Die Nischen in Menschengröße und die unterirdisch angelegten Kerker dienten wohl eher zur vorübergehenden Verwahrung von Angeklagten, während über ihr endgültiges Schicksal entschieden wurde – zu dem in nicht seltenen Fällen, wie etwa Diebstahl, auch die Todesstrafe gehörte. Die Nähe der Verliese zum Tempel hat manche Archäologen zu der (eher morbiden) Annahme verleitet, die Todesurteile könnten gleichzeitig als rituelle Opfer auf dem Altarstein vollstreckt worden sein – weitere, wissenschaftlich belastbare Belege für diese These gibt es allerdings nicht.
Der Hauptplatz
Für diese stellte er höchstwahrscheinlich einen Ort für Versammlungen und heilige Feste zu Ehren der Götter dar. Er war auch die Sphäre, in der sich die verschiedenen sozialen Klassen von Machu Picchu vermischten. Während einige Kultstätten strikt der Aristokratie und den Priestern vorbehalten waren, stellten die allen zugänglichen Ritualfeiern ein extrem wichtiges, strukturierendes Element der Inka-Gesellschaft und des Jahreskalenders dar, für die der Hauptplatz eine ausgezeichnete Bühne bot.

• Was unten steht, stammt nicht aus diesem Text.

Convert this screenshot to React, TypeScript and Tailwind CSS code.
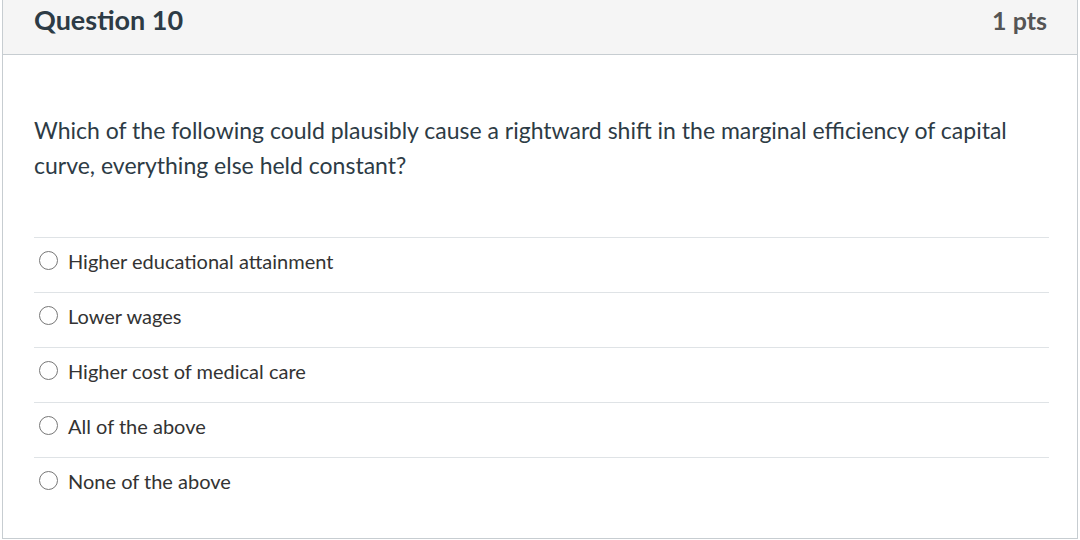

Reisetipps Machu Picchu: Die Panoramasicht vom „Central Plaza“
Sie lieben Panoramabilder? Dann beenden Sie Ihre Tour durch Machu Picchu mit einem Rückgang zum Wächterhäuschen. Von hier aus haben Sie einen ausgezeichneten 360°-Rundum-Blick auf die gesamte Anlage und können wunderbare, letzte Bilder machen.